- Film Poster
- Directed by: Richard Gale
- Written by: Richard Gale (Story) Richard Gale and Craig Brewer (Screenplay)
- Produced by: Carole Curb Nemoy Mike Curb Harvey Kahn Glen Reynolds (Co-Producers)
- Starring: Kerr Smith; Lochlyn Munro; Angela Featherstone; Adrien Dorval; Michelle Harrison;
- Cinematography: Curtis Petersen
- Edited by: Garry M.B. Smith
- Music by: Christopher Brady
- Production companies: Curb Entertainment Front Street Productions Front Street Pictures
- Distributed by: Curb Entertainment DEJ Productions (United States) Multicom Entertainment Group (overseas)
- Release date: February 20, 2002; (United States)
- Running time: 90 minutes
- Country: United States
- Language: English

= Pressure (2002 film) =

Pressure is a 2002 thriller film, starring Kerr Smith and Lochlyn Munro.

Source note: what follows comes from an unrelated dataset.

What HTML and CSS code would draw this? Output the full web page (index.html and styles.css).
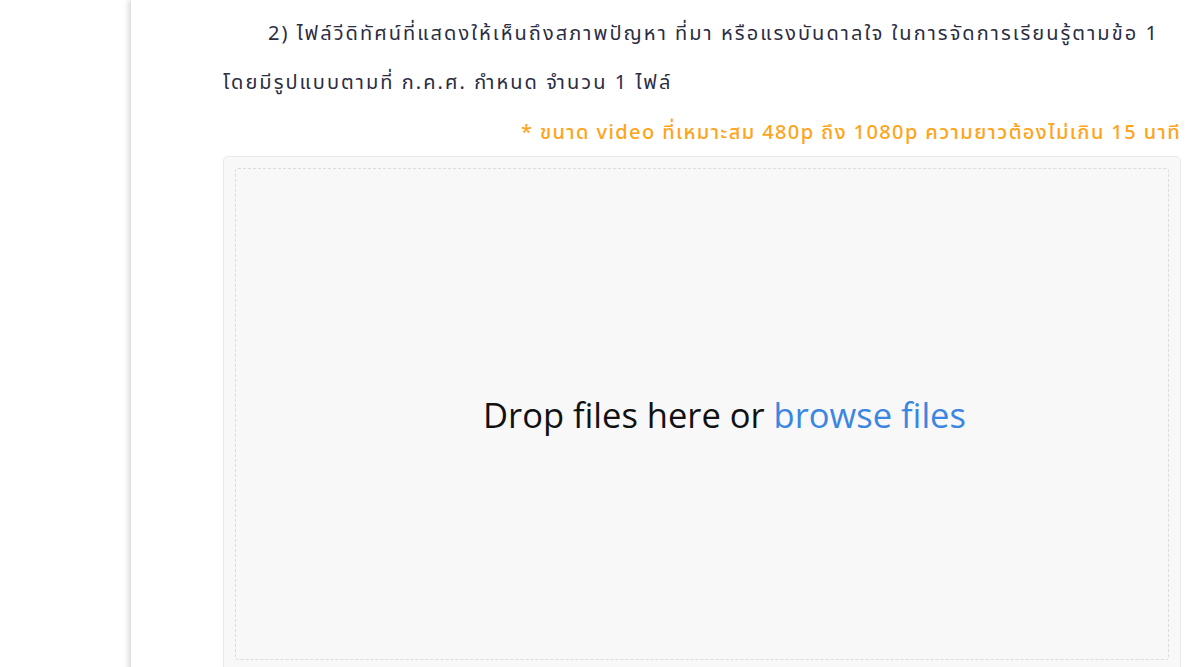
FILE: index.html
```html
<!DOCTYPE html>
<html lang="th">
<head>
  <meta charset="UTF-8" />
  <meta name="viewport" content="width=device-width, initial-scale=1.0"/>
  <title>อัปโหลดไฟล์วีดิทัศน์</title>
  <link rel="stylesheet" href="styles.css">
</head>
<body>
  <div class="sheet">
    <p class="item">2) ไฟล์วีดิทัศน์ที่แสดงให้เห็นถึงสภาพปัญหา ที่มา หรือแรงบันดาลใจ ในการจัดการเรียนรู้ตามข้อ 1<br>โดยมีรูปแบบตามที่ ก.ค.ศ. กำหนด จำนวน 1 ไฟล์</p>
    <p class="note">* ขนาด video ที่เหมาะสม 480p ถึง 1080p ความยาวต้องไม่เกิน 15 นาที</p>

    <div class="dropzone">
      <div class="drop-inner">
        <div class="drop-title">Drop files here or <span class="browse">browse files</span></div>
      </div>
    </div>
  </div>
</body>
</html>
```

FILE: styles.css
```css
body {
  margin: 0;
  background-color: #ffffff;
  font-family: "Noto Sans", "Noto Sans Thai", sans-serif;
}
.sheet {
  margin-left: 131px;
  padding: 0 4px 0 92px;
  min-height: 700px;
  background-color: #ffffff;
  box-shadow: -3px 0 5px rgba(0, 0, 0, 0.14);
}
.item {
  margin: 0;
  padding-top: 8px;
  text-indent: 45px;
  font-size: 20px;
  letter-spacing: 2.05px;
  line-height: 49px;
  color: #2b2d42;
  white-space: nowrap;
}
.note {
  margin: 11px 0 0;
  text-align: right;
  font-size: 20px;
  letter-spacing: 1.4px;
  line-height: 30px;
  font-weight: 500;
  color: #ffa41b;
}
.dropzone {
  margin-top: 9px;
  padding: 11px;
  height: 500px;
  background-color: #f8f8f8;
  border: 1px solid #eaeaea;
  border-radius: 5px;
}
.drop-inner {
  height: 490px;
  display: flex;
  align-items: center;
  justify-content: center;
  padding-left: 45px;
  border: 1px dashed #dcdcdc;
  border-radius: 3px;
}
.drop-title {
  font-family: "Open Sans", sans-serif;
  font-size: 34.5px;
  color: #111111;
}
.browse {
  color: #3b86e0;
}
```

It was co-written and directed by Richard Gale. The film was first shown at the American Film Market on February 20, 2002, before being released direct-to-video on November 26 of the said year, despite it being filmed in 2001.

==Plot==
On their way back home, two friends decide to stop at a bar. Nevertheless, one of the friends is seduced by Amber, a local girl. However, the girl and her lover plan to rob him. The lover accidentally shot himself, allowing the friends to escape, but his father is the local sheriff and starts a manhunt to capture the friends.

==Cast==
- Kerr Smith as Steve Hillman
- Lochlyn Munro as Patrick Fisher
- Angela Featherstone as Amber
- Adrien Dorval as Bo Cooper
- Michelle Harrison as Sara Laughlin

==Reception==
Pressure was nominated for one Leo Awards in the category of "Feature Length Drama: Best Editing".